As businesses, we have to focus on creating an exceptional experience for our customers that goes above and beyond what our competition does.  Any business can offer discounts, reward points, sales, or use other attempts to steal away market share.  And if you have a customer base that returns to your business simply out of convenience or lack of anything horrific having happened, then you are at risk of losing them to these very gimmicks.  On the contrary, if you have a customer base that returns to your business because of a personal connection, a story, an experience that they remember being above and beyond what they expected, then research shows they are 6 times less likely to be drawn away based on gimmicks or sales from your competition.* If fact, they will not only be loyal to you, but they will share their loyalty with others and in turn become your greatest marketing asset. For this reason, it is critical that businesses think of customer satisfaction as much more than a score they receive on feedback forms and instead, consider it a daily challenge taken on by ALL staff to wow their customers.

So how do you as a leader create a sense of urgency, fire, and excitement around creating an exceptional experience for your customers?  

Start by defining a set of things you would want your customers to say about your business. Get the whole team involved, brainstorm for 30 minutes in a team meeting, send around a mass email for people to list their ideas, place a board in the break room and ask that people write their ideas on it throughout the week.  Whatever means you have, start by taking time to allow EVERYONE to identify what amazing customer experiences means to them, what they want their business to be known for, and what types of memorable stories they want their customers saying about their service.
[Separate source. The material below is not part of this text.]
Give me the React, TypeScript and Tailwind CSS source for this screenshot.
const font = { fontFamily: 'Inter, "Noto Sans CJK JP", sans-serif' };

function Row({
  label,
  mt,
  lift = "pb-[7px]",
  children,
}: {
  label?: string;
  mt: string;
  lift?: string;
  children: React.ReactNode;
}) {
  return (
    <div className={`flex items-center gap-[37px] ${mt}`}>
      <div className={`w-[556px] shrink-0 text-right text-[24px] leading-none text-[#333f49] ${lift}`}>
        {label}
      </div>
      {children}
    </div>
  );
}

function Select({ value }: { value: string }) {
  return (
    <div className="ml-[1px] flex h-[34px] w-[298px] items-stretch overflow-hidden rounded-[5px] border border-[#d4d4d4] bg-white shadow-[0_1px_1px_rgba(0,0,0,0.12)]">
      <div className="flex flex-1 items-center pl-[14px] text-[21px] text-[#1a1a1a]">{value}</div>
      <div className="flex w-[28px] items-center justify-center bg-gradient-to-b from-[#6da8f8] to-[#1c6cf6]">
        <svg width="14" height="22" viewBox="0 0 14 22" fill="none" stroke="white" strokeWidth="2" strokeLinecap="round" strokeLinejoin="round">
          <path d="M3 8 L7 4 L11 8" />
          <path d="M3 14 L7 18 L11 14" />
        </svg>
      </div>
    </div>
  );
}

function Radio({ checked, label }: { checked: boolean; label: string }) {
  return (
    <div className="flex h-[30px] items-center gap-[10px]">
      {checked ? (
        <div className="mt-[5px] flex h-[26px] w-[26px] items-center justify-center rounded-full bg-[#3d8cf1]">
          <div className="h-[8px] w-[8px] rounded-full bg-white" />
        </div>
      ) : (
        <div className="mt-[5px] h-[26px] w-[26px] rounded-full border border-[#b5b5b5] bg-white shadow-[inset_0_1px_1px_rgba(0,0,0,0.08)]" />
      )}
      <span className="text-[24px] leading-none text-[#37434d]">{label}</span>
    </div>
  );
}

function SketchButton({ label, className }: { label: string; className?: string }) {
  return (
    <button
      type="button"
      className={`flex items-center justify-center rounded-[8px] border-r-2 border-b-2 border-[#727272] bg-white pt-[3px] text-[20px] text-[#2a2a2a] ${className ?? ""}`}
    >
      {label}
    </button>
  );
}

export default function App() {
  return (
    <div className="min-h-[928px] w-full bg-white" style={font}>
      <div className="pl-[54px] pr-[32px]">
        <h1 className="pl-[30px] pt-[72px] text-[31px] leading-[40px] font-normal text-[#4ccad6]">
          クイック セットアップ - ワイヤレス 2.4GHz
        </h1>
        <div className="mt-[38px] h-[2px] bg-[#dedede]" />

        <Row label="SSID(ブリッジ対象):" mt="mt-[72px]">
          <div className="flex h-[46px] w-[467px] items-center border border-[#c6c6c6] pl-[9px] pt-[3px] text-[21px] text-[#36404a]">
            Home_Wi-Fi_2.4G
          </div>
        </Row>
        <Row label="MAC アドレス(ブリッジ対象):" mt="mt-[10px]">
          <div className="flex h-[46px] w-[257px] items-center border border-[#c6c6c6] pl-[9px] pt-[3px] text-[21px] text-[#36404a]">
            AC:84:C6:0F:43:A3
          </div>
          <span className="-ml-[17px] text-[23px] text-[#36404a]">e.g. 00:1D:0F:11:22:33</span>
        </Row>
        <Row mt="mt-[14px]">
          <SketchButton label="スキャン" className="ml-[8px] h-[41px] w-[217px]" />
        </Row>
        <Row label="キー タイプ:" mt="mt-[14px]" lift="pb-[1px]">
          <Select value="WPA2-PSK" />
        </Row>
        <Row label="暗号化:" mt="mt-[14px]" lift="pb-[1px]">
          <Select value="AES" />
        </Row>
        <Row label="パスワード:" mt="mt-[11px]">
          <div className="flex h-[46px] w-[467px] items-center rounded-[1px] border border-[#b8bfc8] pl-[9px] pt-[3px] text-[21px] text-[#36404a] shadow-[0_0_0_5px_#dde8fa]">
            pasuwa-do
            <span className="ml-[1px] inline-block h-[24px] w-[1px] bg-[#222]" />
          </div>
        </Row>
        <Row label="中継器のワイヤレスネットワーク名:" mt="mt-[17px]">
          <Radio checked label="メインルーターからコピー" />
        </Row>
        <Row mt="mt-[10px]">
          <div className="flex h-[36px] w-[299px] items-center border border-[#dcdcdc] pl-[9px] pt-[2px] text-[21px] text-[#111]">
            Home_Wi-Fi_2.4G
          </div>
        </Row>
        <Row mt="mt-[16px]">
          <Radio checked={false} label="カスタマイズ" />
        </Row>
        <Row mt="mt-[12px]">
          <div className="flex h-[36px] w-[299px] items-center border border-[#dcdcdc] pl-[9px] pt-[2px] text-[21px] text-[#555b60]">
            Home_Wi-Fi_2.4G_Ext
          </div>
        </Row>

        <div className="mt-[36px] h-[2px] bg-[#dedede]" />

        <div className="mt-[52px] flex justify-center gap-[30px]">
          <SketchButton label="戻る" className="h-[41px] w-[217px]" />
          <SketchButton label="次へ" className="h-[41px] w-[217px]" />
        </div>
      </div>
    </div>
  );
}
Once you generate this list, the organization can begin to set a vision/goal/mission around what customer service looks like in their business.  The ability to translate these goals into reality is dependent upon your ability as a leader to create a culture that is rooted in the new mission.  Find ways to reward staff who go above and beyond in their customer experience, hold brief daily meetings and ask the team to share stories about how they wowed a customer that day, model for staff what this looks like and catch others in the moment.  Hand out wow cards to your customers that simply ask if anyone did anything to exceed their expectations then offer incentives for staff who get recognized.  There are countless ways to keep the momentum going and to inspire the team to go above and beyond each day, but in order for this to work and truly stick, there has to be a consistent match between what the organization wants their employees to focus on externally and what they celebrate, reward, discuss, and implement internally.

So I leave  you with two questions:

  • What is your business doing to make your current and future clients/customers choose you?
  • And how are you, as a leader, creating a culture of exceptional client service?